*The request*
Return a copy of each line that holds the string "index".

*Source excerpt*
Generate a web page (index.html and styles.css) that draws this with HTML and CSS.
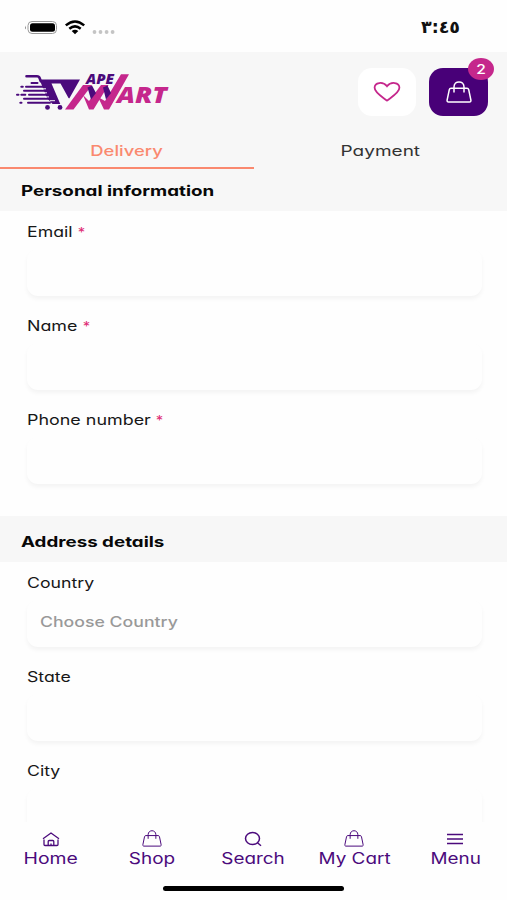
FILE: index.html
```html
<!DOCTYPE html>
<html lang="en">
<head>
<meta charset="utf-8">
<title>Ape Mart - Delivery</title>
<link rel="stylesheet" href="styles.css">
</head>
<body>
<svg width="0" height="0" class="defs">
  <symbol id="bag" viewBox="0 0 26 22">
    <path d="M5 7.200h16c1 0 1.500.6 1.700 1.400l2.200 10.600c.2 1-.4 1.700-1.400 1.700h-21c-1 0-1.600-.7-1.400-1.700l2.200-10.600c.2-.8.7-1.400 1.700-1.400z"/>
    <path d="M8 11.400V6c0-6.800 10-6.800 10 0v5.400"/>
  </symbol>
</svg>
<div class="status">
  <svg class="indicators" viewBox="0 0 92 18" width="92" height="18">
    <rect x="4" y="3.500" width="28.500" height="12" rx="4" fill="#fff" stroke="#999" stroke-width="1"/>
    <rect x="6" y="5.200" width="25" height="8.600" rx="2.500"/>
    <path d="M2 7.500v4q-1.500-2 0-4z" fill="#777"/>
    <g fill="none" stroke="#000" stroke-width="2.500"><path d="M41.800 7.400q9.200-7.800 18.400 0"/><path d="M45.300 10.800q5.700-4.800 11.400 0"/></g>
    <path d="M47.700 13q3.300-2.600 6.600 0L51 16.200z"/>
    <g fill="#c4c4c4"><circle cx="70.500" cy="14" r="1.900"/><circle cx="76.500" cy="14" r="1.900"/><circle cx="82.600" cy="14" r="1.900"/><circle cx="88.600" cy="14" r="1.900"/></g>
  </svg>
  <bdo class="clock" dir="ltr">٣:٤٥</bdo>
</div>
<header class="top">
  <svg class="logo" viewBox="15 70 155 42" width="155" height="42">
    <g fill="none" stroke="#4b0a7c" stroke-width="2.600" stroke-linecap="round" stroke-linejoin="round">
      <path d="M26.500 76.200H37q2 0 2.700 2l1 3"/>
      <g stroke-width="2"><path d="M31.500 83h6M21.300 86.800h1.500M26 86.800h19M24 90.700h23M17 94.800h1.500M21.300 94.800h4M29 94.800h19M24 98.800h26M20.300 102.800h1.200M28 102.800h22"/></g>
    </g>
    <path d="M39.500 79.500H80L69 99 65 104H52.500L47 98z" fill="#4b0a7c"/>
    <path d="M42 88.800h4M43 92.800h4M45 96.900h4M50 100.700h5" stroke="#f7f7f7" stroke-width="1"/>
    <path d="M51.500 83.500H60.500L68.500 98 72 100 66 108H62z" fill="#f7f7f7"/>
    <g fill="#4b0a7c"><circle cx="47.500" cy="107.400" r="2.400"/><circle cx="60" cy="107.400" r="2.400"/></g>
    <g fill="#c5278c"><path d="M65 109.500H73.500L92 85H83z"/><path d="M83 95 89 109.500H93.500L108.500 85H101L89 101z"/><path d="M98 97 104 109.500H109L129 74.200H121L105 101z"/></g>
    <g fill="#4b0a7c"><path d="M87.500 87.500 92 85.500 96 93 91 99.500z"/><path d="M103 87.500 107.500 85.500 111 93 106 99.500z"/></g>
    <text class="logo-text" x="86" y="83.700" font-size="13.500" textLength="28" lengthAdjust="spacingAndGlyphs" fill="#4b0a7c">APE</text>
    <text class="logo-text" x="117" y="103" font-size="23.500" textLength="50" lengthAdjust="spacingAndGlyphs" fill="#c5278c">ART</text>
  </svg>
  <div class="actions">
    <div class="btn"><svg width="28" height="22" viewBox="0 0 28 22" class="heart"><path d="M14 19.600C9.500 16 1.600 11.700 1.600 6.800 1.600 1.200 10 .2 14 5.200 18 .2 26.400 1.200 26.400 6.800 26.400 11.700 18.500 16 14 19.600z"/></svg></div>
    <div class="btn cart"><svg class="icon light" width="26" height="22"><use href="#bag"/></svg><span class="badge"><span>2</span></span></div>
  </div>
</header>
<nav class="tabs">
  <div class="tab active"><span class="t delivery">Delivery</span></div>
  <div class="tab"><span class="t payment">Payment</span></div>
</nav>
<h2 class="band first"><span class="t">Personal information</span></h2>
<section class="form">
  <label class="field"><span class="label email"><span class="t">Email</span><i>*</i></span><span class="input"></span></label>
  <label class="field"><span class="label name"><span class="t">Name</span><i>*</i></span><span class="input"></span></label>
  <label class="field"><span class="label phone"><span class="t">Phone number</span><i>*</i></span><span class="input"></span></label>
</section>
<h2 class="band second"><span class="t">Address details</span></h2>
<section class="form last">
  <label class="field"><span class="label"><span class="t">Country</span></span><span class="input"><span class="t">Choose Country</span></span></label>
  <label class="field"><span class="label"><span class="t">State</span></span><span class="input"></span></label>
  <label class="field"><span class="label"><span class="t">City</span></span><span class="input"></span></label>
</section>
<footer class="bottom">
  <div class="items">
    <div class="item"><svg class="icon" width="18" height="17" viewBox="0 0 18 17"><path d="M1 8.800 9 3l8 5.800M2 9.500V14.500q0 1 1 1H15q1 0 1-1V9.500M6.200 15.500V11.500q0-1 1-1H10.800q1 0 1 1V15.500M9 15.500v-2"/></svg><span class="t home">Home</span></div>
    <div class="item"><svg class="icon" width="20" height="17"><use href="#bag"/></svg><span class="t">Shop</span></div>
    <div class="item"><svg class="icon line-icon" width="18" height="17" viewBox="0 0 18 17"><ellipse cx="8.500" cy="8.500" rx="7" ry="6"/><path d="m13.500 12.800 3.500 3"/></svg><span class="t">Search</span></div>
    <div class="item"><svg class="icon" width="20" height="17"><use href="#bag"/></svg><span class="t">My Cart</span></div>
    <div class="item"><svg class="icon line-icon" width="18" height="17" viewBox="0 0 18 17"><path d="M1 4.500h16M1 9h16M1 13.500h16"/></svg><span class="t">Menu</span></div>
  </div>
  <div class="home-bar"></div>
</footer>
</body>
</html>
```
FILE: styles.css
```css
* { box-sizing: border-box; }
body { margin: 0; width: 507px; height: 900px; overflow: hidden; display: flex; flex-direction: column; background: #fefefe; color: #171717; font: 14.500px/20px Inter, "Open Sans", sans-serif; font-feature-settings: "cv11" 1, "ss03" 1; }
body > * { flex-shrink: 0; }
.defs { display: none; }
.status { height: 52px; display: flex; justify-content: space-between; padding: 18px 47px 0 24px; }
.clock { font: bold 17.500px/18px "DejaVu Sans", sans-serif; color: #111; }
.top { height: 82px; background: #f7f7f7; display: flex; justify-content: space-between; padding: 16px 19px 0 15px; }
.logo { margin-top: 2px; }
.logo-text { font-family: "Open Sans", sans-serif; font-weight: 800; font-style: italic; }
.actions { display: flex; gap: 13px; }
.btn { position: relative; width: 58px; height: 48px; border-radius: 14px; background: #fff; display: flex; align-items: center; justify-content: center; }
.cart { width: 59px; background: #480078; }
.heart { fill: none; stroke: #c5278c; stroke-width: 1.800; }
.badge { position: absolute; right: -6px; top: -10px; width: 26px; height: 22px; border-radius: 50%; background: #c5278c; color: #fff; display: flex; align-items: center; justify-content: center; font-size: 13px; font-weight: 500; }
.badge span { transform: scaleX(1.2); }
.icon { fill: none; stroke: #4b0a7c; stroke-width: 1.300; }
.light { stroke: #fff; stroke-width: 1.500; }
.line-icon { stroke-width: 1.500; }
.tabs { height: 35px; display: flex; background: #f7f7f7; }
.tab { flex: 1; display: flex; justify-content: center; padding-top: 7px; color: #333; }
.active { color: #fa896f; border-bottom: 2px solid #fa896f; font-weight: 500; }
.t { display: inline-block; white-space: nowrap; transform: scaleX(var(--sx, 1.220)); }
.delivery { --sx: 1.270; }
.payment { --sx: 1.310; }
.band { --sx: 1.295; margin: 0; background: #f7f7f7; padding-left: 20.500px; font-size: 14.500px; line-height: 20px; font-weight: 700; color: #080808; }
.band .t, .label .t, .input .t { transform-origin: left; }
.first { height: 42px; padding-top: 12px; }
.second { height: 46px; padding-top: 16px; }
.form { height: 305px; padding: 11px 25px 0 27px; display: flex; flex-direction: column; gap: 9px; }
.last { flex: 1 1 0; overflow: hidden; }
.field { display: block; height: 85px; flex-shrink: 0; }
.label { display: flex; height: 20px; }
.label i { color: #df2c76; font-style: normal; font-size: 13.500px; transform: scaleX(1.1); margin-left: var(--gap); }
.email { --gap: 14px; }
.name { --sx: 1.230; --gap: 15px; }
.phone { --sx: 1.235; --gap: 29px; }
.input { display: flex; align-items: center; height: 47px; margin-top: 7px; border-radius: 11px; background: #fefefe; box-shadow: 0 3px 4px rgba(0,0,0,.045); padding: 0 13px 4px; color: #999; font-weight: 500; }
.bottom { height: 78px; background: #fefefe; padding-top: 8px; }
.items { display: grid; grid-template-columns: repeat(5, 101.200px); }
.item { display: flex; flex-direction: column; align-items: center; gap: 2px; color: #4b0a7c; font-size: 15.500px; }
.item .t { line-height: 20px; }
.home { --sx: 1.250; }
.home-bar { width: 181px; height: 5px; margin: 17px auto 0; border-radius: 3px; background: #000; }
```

*Result of the task*
Generate a web page (index.html and styles.css) that draws this with HTML and CSS.
FILE: index.html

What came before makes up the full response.